Mucho más espacio de comentario pide esta obra, riquísima en matices, pero aunque no acometamos de inmediato la tarea, no quisiéramos pasar por alto la cuestión de los topónimos que el autor maneja. La mayoría de ellos, son extraños, originales y casi impronunciable, como lugares de leyenda épica que son, otras, tienen un regusto clásico, pero hay ocasiones en que creemos percibir, adivinar más bien, un rastro de murcianía que a los lectores foráneos seguramente les pasará desapercibido.

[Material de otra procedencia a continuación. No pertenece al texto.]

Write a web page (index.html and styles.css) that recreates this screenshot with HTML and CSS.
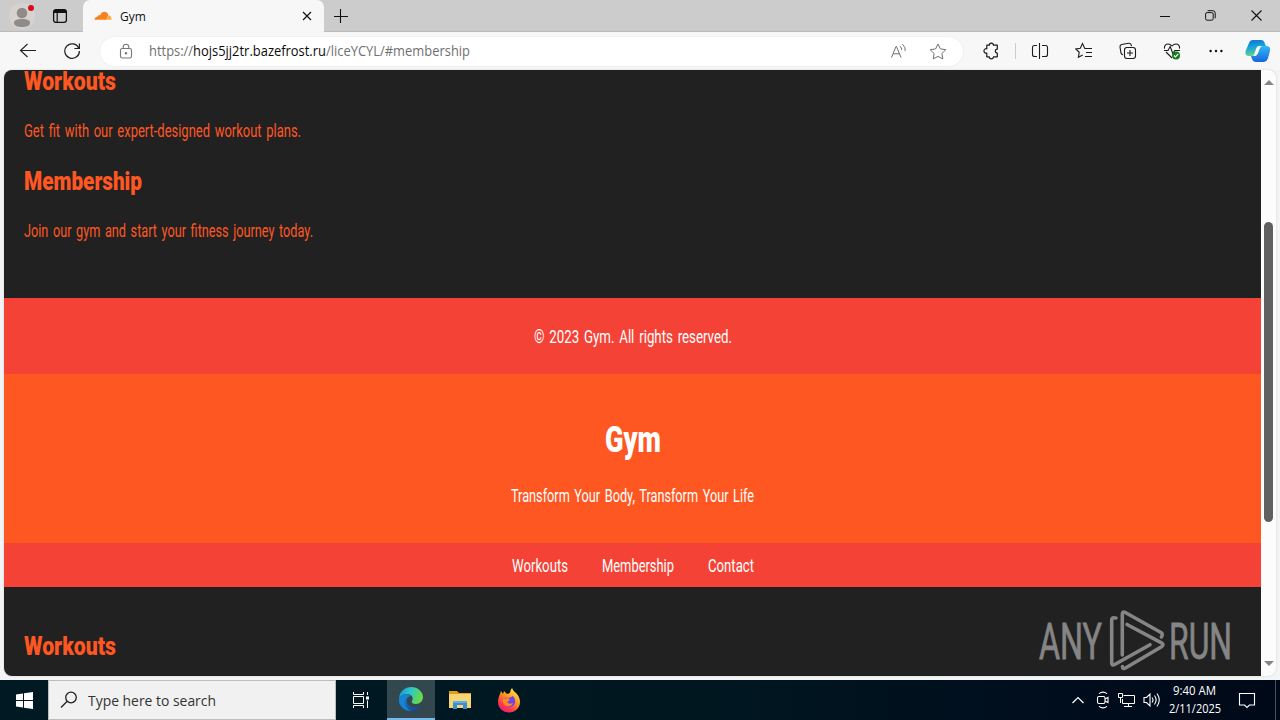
FILE: index.html
```html
<!DOCTYPE html>
<html lang="en">
<head>
<meta charset="utf-8">
<title>Gym</title>
<link rel="stylesheet" href="styles.css">
</head>
<body>
<div class="desktop">
  <div class="tabbar">
    <div class="corner">
      <svg class="avatar" width="28" height="28" viewBox="0 0 28 28"><circle cx="14" cy="14" r="13" fill="#d6d2d0"/><circle cx="14" cy="11" r="5.3" fill="#8f8b89"/><path d="M6 21c0-3 3-4 8-4s8 1 8 4c0 3-4 4-8 4s-8-1-8-4z" fill="#8f8b89"/><circle cx="23" cy="6" r="3" fill="#d90b18"/></svg>
      <svg class="tabs-icon" width="16" height="16" viewBox="0 0 16 16"><rect x="1.6" y="1.6" width="12.8" height="12.8" rx="2.4" fill="none" stroke="#111" stroke-width="1.3"/><path d="M1.5 5V3.5Q1.5 1.5 4 1.5h8q2.5 0 2.5 2V5z" fill="#111"/><path d="M5.2 5v9" stroke="#111" stroke-width="1.2"/></svg>
    </div>
    <div class="tab">
      <svg width="18" height="10" viewBox="0 0 18 10"><path d="M.5 8.7C.5 6.8 2 5.8 3.4 5.8c0-1.5 1.7-2 2.6-1.2C6.8 2.2 8.4.7 10.4.7c2 0 3.6 1.4 4 3.3l-2 4.7z" fill="#f6821f"/><path d="M12.2 8.7l2.4-4.5c1.8.1 2.9 1.8 2.900 4.500z" fill="#fbad41"/></svg>
      <span class="tab-title">Gym</span>
      <svg class="tab-close" width="10" height="10" viewBox="0 0 10 10"><path d="M1 1l8 8M9 1L1 9" stroke="#111" stroke-width="1.2"/></svg>
    </div>
    <svg class="plus" width="14" height="14" viewBox="0 0 14 14"><path d="M6.500 0v14M0 7.500h14" stroke="#111" stroke-width="1.1"/></svg>
    <div class="window-buttons">
      <svg width="10" height="11" viewBox="0 0 10 11"><path d="M0 6.500h10" stroke="#111"/></svg>
      <svg width="11" height="11" viewBox="0 0 11 11" fill="none" stroke="#111"><rect x=".6" y="2.6" width="7.6" height="7.6" rx="1.5"/><path d="M2.6.7h5.2q2.4 0 2.4 2.4v5.2"/></svg>
      <svg width="11" height="11" viewBox="0 0 11 11"><path d="M.5.5l10 10M10.500.5l-10 10" stroke="#111" stroke-width="1.1"/></svg>
    </div>
  </div>

  <div class="toolbar">
    <div class="nav-buttons">
      <svg width="18" height="16" viewBox="0 0 18 16" fill="none" stroke="#222" stroke-width="1.1"><path d="M17 7.500H1.500M8.500 1l-7 6.500 7 6.500"/></svg>
      <svg width="18" height="18" viewBox="0 0 18 18" fill="none" stroke="#222" stroke-width="1.2"><path d="M15.800 6.200A7.300 7.300 0 1 0 16.400 9M16.400 1.500v5h-5"/></svg>
    </div>
    <div class="address">
      <svg class="lock" width="14" height="17" viewBox="0 0 14 17" fill="none" stroke="#777" stroke-width="1.1"><rect x="1.500" y="5.500" width="11" height="9.500" rx="1.800"/><path d="M4.200 5.500V4a2.800 2.800 0 0 1 5.600 0v1.500"/><circle cx="7" cy="10.200" r=".7" fill="#444"/></svg>
      <svg class="url" width="330" height="24"><text x="0" y="17" textLength="321" lengthAdjust="spacingAndGlyphs">https://<tspan class="host">hojs5jj2tr.bazefrost.ru</tspan>/liceYCYL/#membership</text></svg>
      <svg class="read" width="18" height="16" viewBox="0 0 18 16" fill="none" stroke="#707070"><path d="M1.500 14.500L6 3.500h.5l4.500 11M3.200 10.800h6.200M10.200 3.200q1.600 1.800 1.400 3.800M12.400 1.200q3.500 3 2.800 6.800"/></svg>
      <svg width="18" height="17" viewBox="0 0 18 17" fill="none" stroke="#707070"><path d="M9 1l2.400 4.900 5.400.8-3.900 3.800.9 5.400L9 13.400l-4.800 2.500.9-5.400L1.200 6.700l5.400-.8z" stroke-linejoin="round"/></svg>
    </div>
    <div class="tools">
      <svg width="18" height="18" viewBox="0 0 18 18" fill="none" stroke="#1b1b1b" stroke-width="1.200"><path d="M4.800 3.200h2.500a2.100 2.100 0 0 1 4.200 0h3.800v4a1.900 1.900 0 1 0 0 3.900v3.700H11.500a2.100 2.100 0 0 1-4.200 0H4.800V11a2.200 2.200 0 1 1 0-4.200V3.200z" stroke-linejoin="round"/></svg>
      <i class="divider"></i>
      <svg width="18" height="18" viewBox="0 0 18 18" fill="none" stroke="#1b1b1b" stroke-width="1.100"><path d="M6 3.500H3.500q-2 0-2 2v7q0 2 2 2H6M11 3.500h3.500q2 0 2 2v7q0 2-2 2H11M8.500 1v16"/></svg>
      <svg width="18" height="18" viewBox="0 0 18 18" fill="none" stroke="#1b1b1b" stroke-width="1.100"><path d="M12 6.500H9.800L7.500 1.600 5.300 6.200l-4.500.7 3.400 3.400-.8 5 4.300-2.200M11 6.500h6M11 10.500h6M10 14.500h7"/></svg>
      <svg width="18" height="18" viewBox="0 0 18 18" fill="none" stroke="#1b1b1b" stroke-width="1.100"><path d="M4 12.700Q2.500 12.500 2 11L1 5q-.2-2 1.600-2.500l7-1.300q2-.2 2.600 1.600l.3 1.400"/><rect x="5.500" y="5.500" width="11" height="11" rx="2.500"/><path d="M11 8v6M8 11h6"/></svg>
      <svg width="18" height="18" viewBox="0 0 18 18" fill="none" stroke="#1b1b1b" stroke-width="1.100"><path d="M1.500 6.600C1 3.500 3 2 5 2q2.200 0 4 2 1.800-2 4-2c2 0 4 1.500 3.500 4.600M3 10l6 6M1 8.500h4l2.200-4 2.600 7 2-3H17"/><circle cx="13" cy="13.500" r="4" fill="#147a1b" stroke="none"/><path d="M11 13.500l1.400 1.500 2.800-3" stroke="#fff"/></svg>
      <svg width="18" height="18" viewBox="0 0 18 18" fill="#111"><circle cx="3.600" cy="9" r="1.200"/><circle cx="9" cy="9" r="1.200"/><circle cx="14.400" cy="9" r="1.200"/></svg>
      <svg class="copilot" width="26" height="24" viewBox="0 0 26 24"><defs><linearGradient id="cp1" x2=".2" y2="1"><stop stop-color="#1769d2"/><stop offset=".5" stop-color="#15a6dc"/><stop offset="1" stop-color="#65d18b"/></linearGradient><linearGradient id="cp2" x2="0" y2="1"><stop stop-color="#32b9f1"/><stop offset="1" stop-color="#1766df"/></linearGradient></defs><path d="M8 1h8q3 0 4 4l1 2h-5q-2 0-3 3l-2 5q-1 2-3 2H4q-5 0-3-6l3-7q1-3 4-3z" fill="url(#cp1)"/><path d="M18 7h3q5 0 4 5l-2 7q-1 4-5 4H11q-3 0-4-3l-1-3h4q2 0 3-3l2-5q1-2 3-2z" fill="url(#cp2)"/><path d="M13.500 7H16q-1.500 1-2.300 4l-1 3q-1 3-3.200 3H8q1-1 2-4l1-3q1-3 2.500-3z" fill="#f5fafc"/></svg>
    </div>
  </div>

  <div class="window">
    <main class="page">
      <section class="intro">
        <svg class="line heading first"><text x="20" y="21" textLength="92" lengthAdjust="spacingAndGlyphs">Workouts</text></svg>
        <svg class="line"><text x="20" y="22" textLength="277" lengthAdjust="spacingAndGlyphs">Get fit with our expert-designed workout plans.</text></svg>
        <svg class="line heading second"><text x="20" y="21" textLength="118" lengthAdjust="spacingAndGlyphs">Membership</text></svg>
        <svg class="line"><text x="20" y="22" textLength="289" lengthAdjust="spacingAndGlyphs">Join our gym and start your fitness journey today.</text></svg>
      </section>
      <footer class="copyright">
        <svg class="fit" width="199" height="30"><text x="1" y="22" textLength="198" lengthAdjust="spacingAndGlyphs">© 2023 Gym. All rights reserved.</text></svg>
      </footer>
      <header class="hero">
        <svg class="fit title" width="57" height="46"><text x="1" y="35" textLength="56" lengthAdjust="spacingAndGlyphs">Gym</text></svg>
        <svg class="fit" width="244" height="30"><text y="22" textLength="243" lengthAdjust="spacingAndGlyphs">Transform Your Body, Transform Your Life</text></svg>
      </header>
      <nav class="menu">
        <svg class="fit" width="56" height="30"><text y="22" textLength="56" lengthAdjust="spacingAndGlyphs">Workouts</text></svg>
        <svg class="fit" width="72" height="30"><text y="22" textLength="72" lengthAdjust="spacingAndGlyphs">Membership</text></svg>
        <svg class="fit" width="46" height="30"><text y="22" textLength="46" lengthAdjust="spacingAndGlyphs">Contact</text></svg>
      </nav>
      <section class="next">
        <svg class="line heading"><text x="20" y="21" textLength="92" lengthAdjust="spacingAndGlyphs">Workouts</text></svg>
      </section>
    </main>
    <div class="scrollbar">
      <i class="arrow up"></i><i class="thumb"></i><i class="arrow down"></i>
    </div>
    <svg class="watermark" width="204" height="66" viewBox="0 0 204 66">
      <text x="5" y="51" textLength="63" lengthAdjust="spacingAndGlyphs">ANY</text>
      <text x="135" y="51" textLength="63" lengthAdjust="spacingAndGlyphs">RUN</text>
      <g fill="none" stroke="#858585" stroke-width="3.600" stroke-linejoin="round" stroke-linecap="round"><path d="M82 10h-1q-3.300-1-3.300 2v43q0 3 3 1.500L116 36.700"/><path d="M88.300 47V6.500q0-3.500 3-2L127 24.500q2.500 2 .3 4.500"/><path d="M93 16.500l34.500 18.300q3 2 0 4L91.500 60q-3 1.500-3-1.500"/></g>
    </svg>
  </div>

  <div class="taskbar">
    <div class="start"><svg width="17" height="17" viewBox="0 0 17 17" fill="#fff"><path d="M0 2.500l7-1v6.500H0zM8 1.300L17 0v8H8zM0 9h7v6.500l-7-1zM8 9h9v8l-9-1.300z"/></svg></div>
    <div class="search">
      <svg width="18" height="18" viewBox="0 0 18 18" fill="none" stroke="#222" stroke-width="1.300"><circle cx="11" cy="6.500" r="5.300"/><path d="M7.200 10.300L1 16.500"/></svg>
      <svg class="search-text" width="140" height="24"><text x="0" y="18" textLength="128" lengthAdjust="spacingAndGlyphs">Type here to search</text></svg>
    </div>
    <div class="app tasks"><svg width="18" height="16" viewBox="0 0 18 16" fill="none" stroke="#fff"><path d="M1.500 0v2.500h10V0M1.500 16v-2.500h10V16M1.500 4.500h10v7h-10zM15.500 0v3M15.500 8.500V16"/><path d="M14 4.500h3v3h-3z" fill="#fff" stroke="none"/></svg></div>
    <div class="app active"><svg width="26" height="26" viewBox="0 0 26 26"><defs><linearGradient id="eg" x2="1" y2=".3"><stop stop-color="#1a91cf"/><stop offset=".5" stop-color="#2bc7cb"/><stop offset="1" stop-color="#68d84b"/></linearGradient><linearGradient id="eb" x2=".7" y2="1"><stop stop-color="#1690d8"/><stop offset="1" stop-color="#124a9a"/></linearGradient></defs><path d="M1 12C2 5 7 1 13 1c7 0 12 5 12 10 0 4-3 7-7 7-3 0-5-1-4-3 2-3 0-7-5-7-4 0-7 2-8 4z" fill="url(#eg)"/><path d="M1 12c2-4 8-5 11-2-3 1-4 4-3 7 2 5 8 6 14 3-3 4-6 5-10 5C6 25 0 19 1 12z" fill="url(#eb)"/><path d="M1 12c2-4 8-5 12-2-5 0-7 4-6 8 1 3 3 6 6 7C6 25 0 19 1 12z" fill="#1683d4"/></svg></div>
    <div class="app"><svg width="22" height="20" viewBox="0 0 22 20"><path d="M0 1h8l2 2h12v3H0z" fill="#e89b16"/><path d="M0 4h22v14H0z" fill="#f8d573"/><path d="M4 19v-6q0-2 2-2h10q2 0 2 2v6h-4v-4H8v4z" fill="#3b8fd0"/><path d="M4 13q0-2 2-2h10q2 0 2 2z" fill="#59afe8"/></svg></div>
    <div class="app"><svg width="24" height="25" viewBox="0 0 24 25"><defs><linearGradient id="ff" x1=".8" x2=".2" y2="1"><stop stop-color="#fff044"/><stop offset=".4" stop-color="#ff9b20"/><stop offset=".75" stop-color="#ff374d"/><stop offset="1" stop-color="#e51c82"/></linearGradient></defs><path d="M3 6l1-3 2 3 1-3 3 3 3-1q0-3 2-5 1 3 4 5 4 4 4 9c0 6-5 10.500-11 10.500S1 20 1 14c0-3 1-6 2-8z" fill="url(#ff)"/><path d="M7 11q2-2 5-1l4-2q3 3 2 7-1 4-6 4-4-1-5-4l4-1-1-2z" fill="#7545e4"/><path d="M6 11l5-1 2 2-3 2q2 3 6 1-2 4-6 3-5-1-4-7z" fill="#ff8a24"/></svg></div>
    <div class="tray">
      <svg width="12" height="8" viewBox="0 0 12 8" fill="none" stroke="#fff" stroke-width="1.200"><path d="M.5 7L6 1.500 11.500 7"/></svg>
      <svg width="14" height="18" viewBox="0 0 14 18" fill="none" stroke="#fff" stroke-width="1.100"><rect x="1.500" y="5.500" width="7.500" height="7" rx="1.500"/><path d="M9 8l3-1.500v5L9 10M3 2.600q4-3 8 0M3 15.400q4 3 8 0"/></svg>
      <svg width="17" height="15" viewBox="0 0 17 15" fill="none" stroke="#fff"><path d="M5.500 2.500h11v8h-12V6M10.500 10.500v3M6 13.500h8M.5.500h4v4h-4zM2.500 4.500V10"/></svg>
      <svg width="18" height="16" viewBox="0 0 18 16" fill="none" stroke="#fff" stroke-width="1.100"><path d="M1 5.500h2.500L7 2v12L3.500 10.500H1zM9 5.500q2 2.500 0 5M11.500 3.500q3.200 4.500 0 9M14 1.500q4.500 6.500 0 13"/></svg>
    </div>
    <div class="clock">
      <svg width="54" height="18"><text x="5" y="14" textLength="43" lengthAdjust="spacingAndGlyphs">9:40 AM</text></svg>
      <svg width="54" height="18"><text x="1" y="14" textLength="52" lengthAdjust="spacingAndGlyphs">2/11/2025</text></svg>
    </div>
    <svg class="notice" width="18" height="17" viewBox="0 0 18 17" fill="none" stroke="#fff" stroke-width="1.100"><path d="M1.500 1.500h15v11.500h-5L9 15.500 6.500 13h-5z"/></svg>
    <i class="peek"></i>
  </div>
</div>
</body>
</html>
```

FILE: styles.css
```css
* { box-sizing: border-box; }
body { margin: 0; font-family: "Open Sans", "Noto Sans", sans-serif; }
svg { display: block; flex: none; }
.desktop { width: 1280px; height: 720px; overflow: hidden; display: flex; flex-direction: column; background: #f3f4f5; }

.tabbar { height: 32px; flex: none; display: flex; align-items: center; background: #ccc; border-bottom: 1px solid #bababa; }
.corner { width: 83px; height: 32px; display: flex; align-items: center; padding-left: 8px; gap: 16px; border-radius: 0 0 6px 0; }
.tab { width: 241px; height: 33px; margin-top: 1px; padding: 0 12px 0 11px; display: flex; align-items: center; background: #f7f7f7; border-radius: 7px 7px 0 0; }
.tab-title { font-size: 12px; margin-left: 8px; color: #111; }
.tab-close { margin-left: auto; }
.plus { margin-left: 10px; }
.window-buttons { margin-left: auto; display: flex; gap: 35px; padding-right: 18px; }

.toolbar { height: 38px; flex: none; display: flex; align-items: center; background: #f7f7f7; }
.nav-buttons { width: 99px; padding-left: 19px; display: flex; align-items: center; gap: 26px; }
.address { width: 865px; height: 31px; display: flex; align-items: center; padding: 0 16px 0 19px; border-radius: 16px; background: #fff; border: 1px solid #f0f0f0; }
.url { margin-left: 16px; font-size: 14px; fill: #707070; overflow: visible; }
.host { fill: #0c0c0c; }
.read { margin-left: auto; margin-right: 21px; }
.tools { width: 316px; padding-left: 18px; display: flex; align-items: center; }
.tools svg { margin-right: 26px; }
.tools svg:first-child { margin-right: 15px; }
.divider { width: 1px; height: 16px; background: #ccc; margin-right: 15px; }
.tools .copilot { margin-right: 0; margin-left: -6px; }

.window { position: relative; width: 1272px; height: 606px; margin: 0 4px 4px; flex: none; display: flex; overflow: hidden; border-radius: 8px; background: #fcfcfc; box-shadow: 0 0 2px #c8c8c8; }
.page { width: 1257px; height: 606px; display: flex; flex-direction: column; overflow: hidden; background: #212121; font-family: Roboto, "Liberation Sans", sans-serif; font-size: 17.500px; word-spacing: 2px; }
.intro { height: 228px; display: flex; flex-direction: column; gap: 16px; flex: none; }
.line { width: 600px; height: 30px; fill: #ff5722; overflow: visible; }
.heading { font-size: 25.500px; font-weight: 900; }
.first { margin-top: -1px; }
.second { margin-top: 8px; }
.fit { fill: #fff; overflow: visible; }
.copyright { height: 76px; flex: none; display: flex; justify-content: center; padding-top: 23px; background: #f44336; }
.hero { height: 169px; flex: none; display: flex; flex-direction: column; align-items: center; padding-top: 43px; gap: 17px; background: #ff5722; }
.title { font-size: 36px; font-weight: 900; }
.menu { height: 44px; flex: none; display: flex; justify-content: center; gap: 34px; padding-top: 7px; background: #f44336; }
.next { padding-top: 47px; }

.scrollbar { width: 15px; height: 606px; display: flex; flex-direction: column; align-items: center; padding-top: 10px; }
.thumb { width: 9px; height: 300px; margin-top: 137px; border-radius: 5px; background: #606060; }
.arrow { width: 0; height: 0; border-left: 5px solid transparent; border-right: 5px solid transparent; }
.up { border-bottom: 5px solid #858585; }
.down { border-top: 5px solid #858585; margin-top: 139px; }
.watermark { position: absolute; left: 1030px; top: 538px; fill: #858585; stroke: #858585; stroke-width: .8; font-family: Roboto, sans-serif; font-size: 50px; overflow: visible; }

.taskbar { height: 40px; flex: none; display: flex; align-items: center; background: linear-gradient(90deg, #001922, #001720 55%, #000c1c 85%, #000918); }
.start { width: 48px; display: flex; justify-content: center; }
.search { width: 288px; height: 40px; display: flex; align-items: center; padding-left: 11px; gap: 10px; background: #f1f1f1; border: 1px solid #bdbdbd; }
.search-text { font-family: "Open Sans", "Noto Sans", sans-serif; font-size: 15px; fill: #333; }
.app { width: 49px; height: 40px; display: flex; align-items: center; justify-content: center; }
.tasks { width: 51px; padding-right: 2px; }
.active { width: 48px; background: #33474f; border-bottom: 2px solid #76b9ed; }
.tray { margin-left: auto; display: flex; align-items: center; gap: 8px; }
.tray svg:first-child { margin-right: 4px; }
.clock { width: 54px; margin-left: 7px; height: 38px; font-size: 12px; fill: #fff; }
.notice { margin-left: 16px; }
.peek { width: 1px; height: 40px; margin-left: 19px; margin-right: 4px; background: #4b5360; }
```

Pero por aquello de haber nacido en Murcia, como el autor, nos resulta entrañable ese “Vivas de Roldán”, ese “Colina” (¿Molina?) ese Bosque de los Cornejos (¿Los Conejos, de Molina de Segura?) y, por último, ese comerciante de Zenia (¿La Zenia, playa de la vecina Orihuela?), con lo que la obra nos parece doblemente atrayente.

No quisiera terminar este artículo sobre la enjundiosa novela de Illán Vivas sin destacar alguno de los rasgos de profunda filosofía que están sembrados en sus páginas. El autor repite en varios pasajes que “Conocer el futuro es el mayor castigo que puede sufrir un ser vivo”. Es cierto. Podemos nosotros concluir afirmando que el mayor castigo de un lector es que el comentarista le desvele toda la trama de la obra que va a leer seguidamente. El lector ha de caminar en solitarios por las encrucijadas narrativas que el autor le propone. Así pues, terminamos. Que Celestos nos libre de cometer el pecado de la caminar por delante del lector, pero que nos permita ser augures: la novela les cautivará.